Transit, or how listeners also become spectators

When leek stumps are used to perform a little dance, we know we're dealing with nothing less than contemporary classical music. Add video technology, artificial intelligence, alternative instrumentation, minimalism, and a generous helping of gender issues, and the contours of new classical music come sharply into focus. An overview of a Transit weekend in Leuven, where listeners also became spectators.
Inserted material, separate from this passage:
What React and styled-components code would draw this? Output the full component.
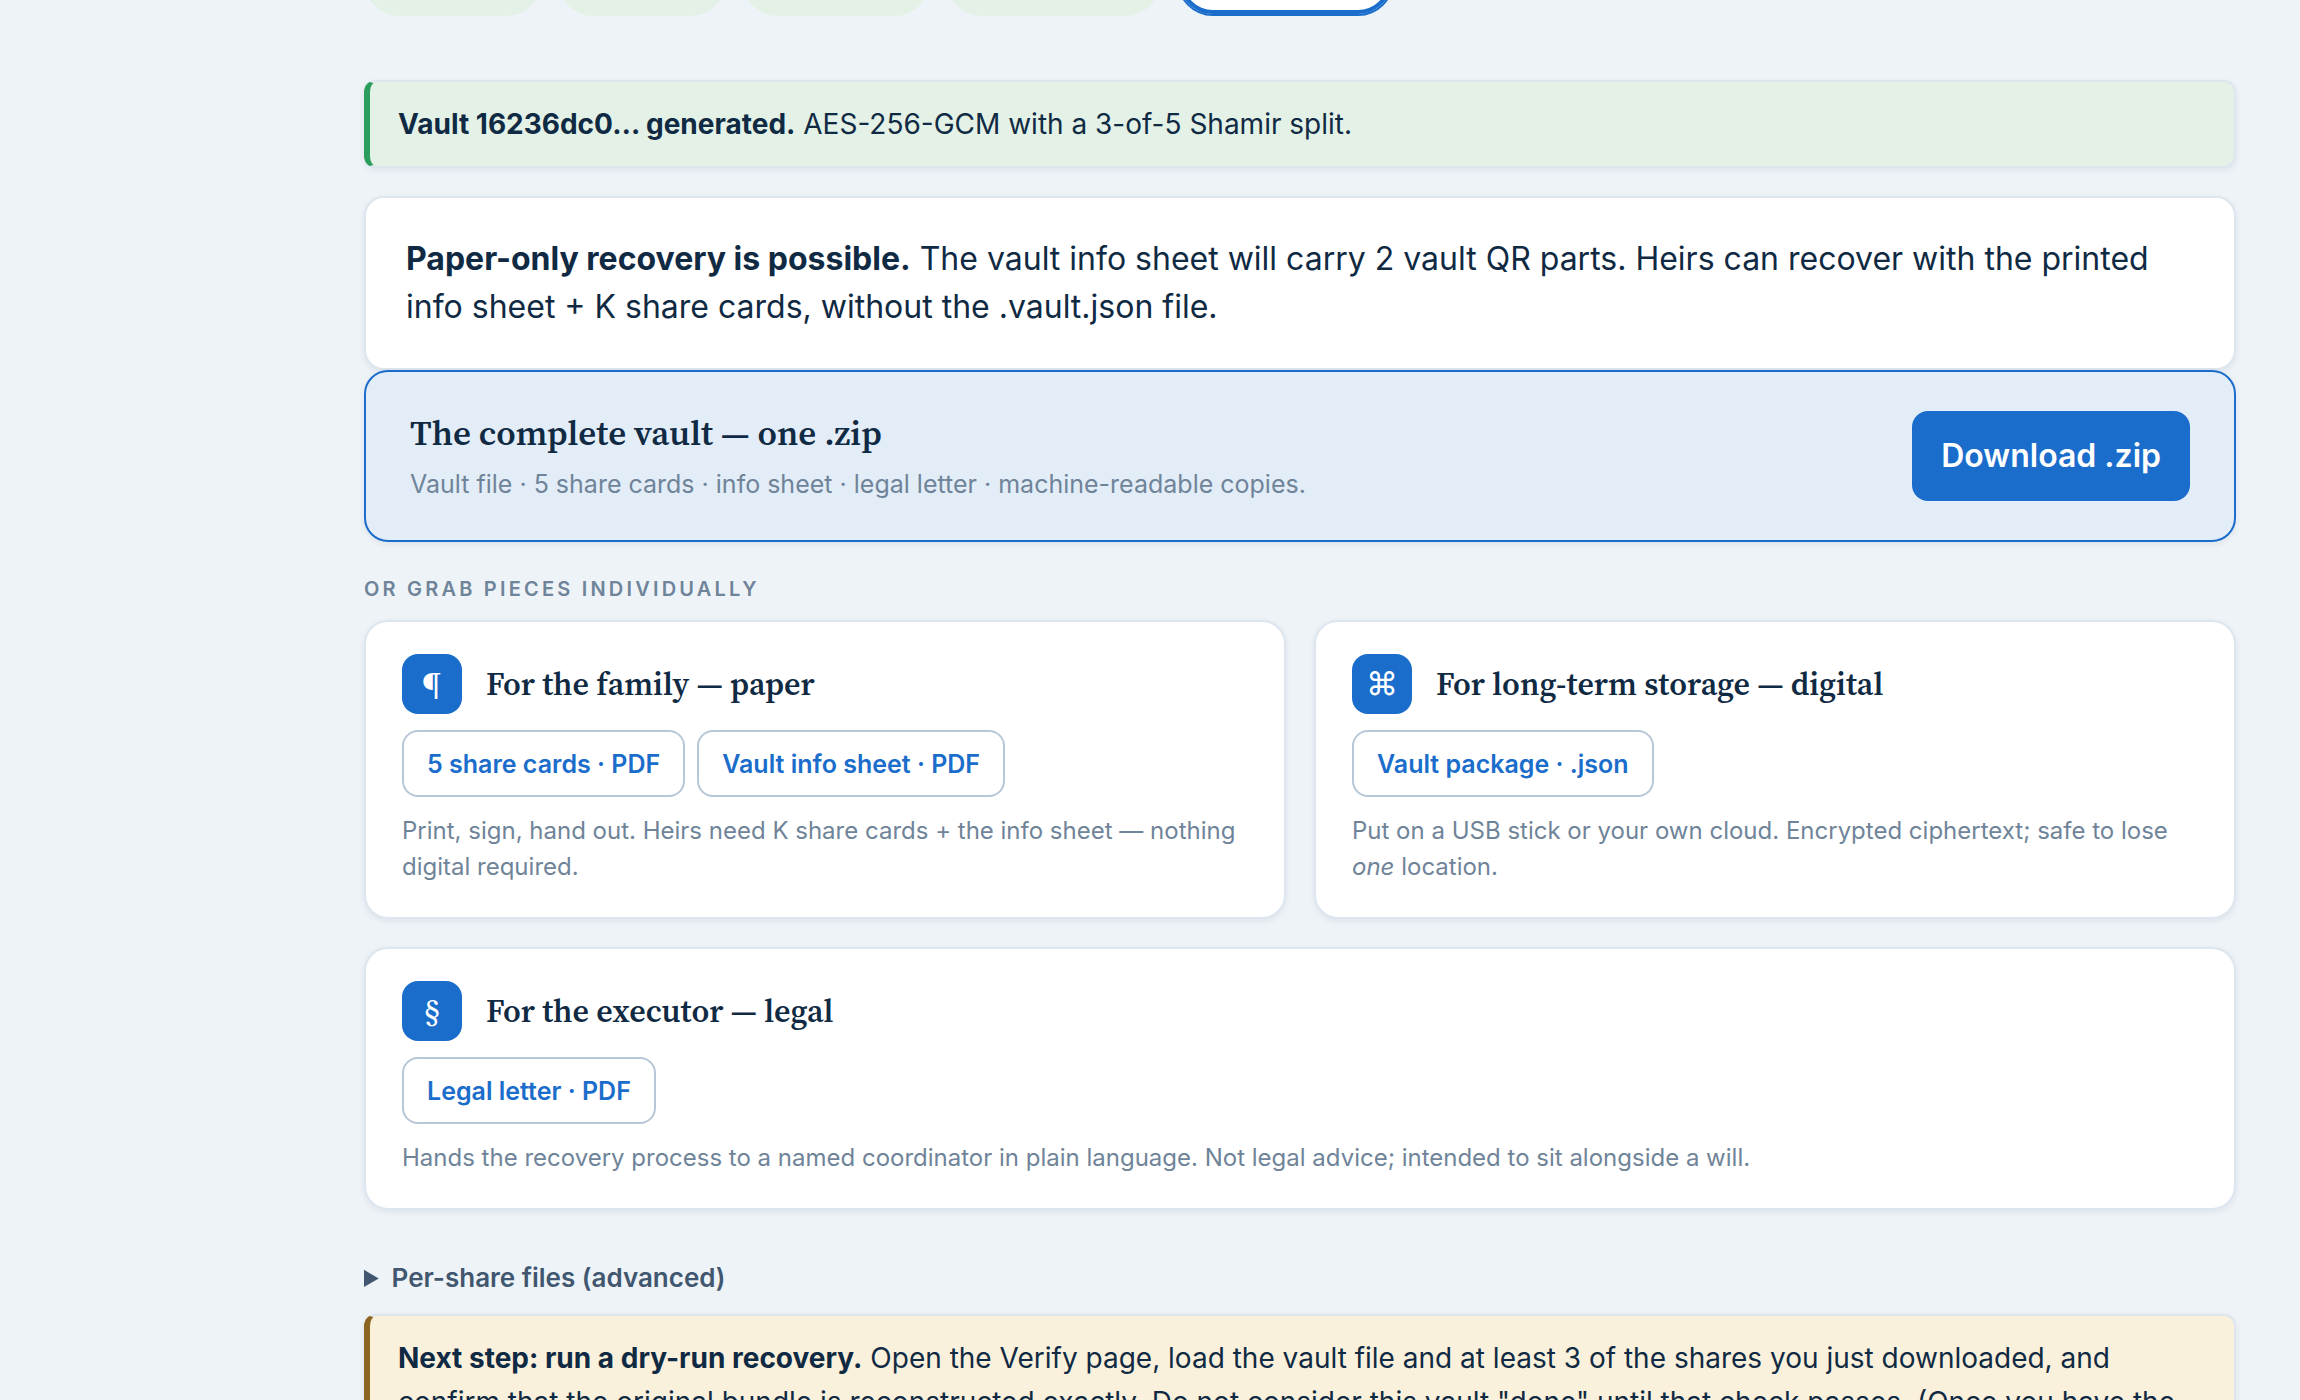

German composer Michael Beil surprised with his painterly composition Hide to Show in which a fairy tale is told about the paradoxical roots of loneliness – communication technology and social media. Beil's compositional technique steers clear of musical development. His structure consists of scrolling through a nervous sequence of scenes and memes that constantly repeat, reformulate, vary, circulate, and mutate. A stroke of genius is the staging. Eight musicians (from Nadar Ensemble) are arranged in a row of six blindfolded (changing) booths. When the blinds are open, spectators see how they play – each on their own, yet in harmony. And they dance, change costumes, let loose, freeze. When the blinds are closed, they serve as projection screens for recordings made by two (live) video cameras. And sometimes the blinds are only half-closed so that reality and virtuality merge. The result is called hyperreality. The burning question is what is hidden and what isn't. That constant confusion perfectly mirrors communication on social media, where it's equally unclear who or what you're dealing with.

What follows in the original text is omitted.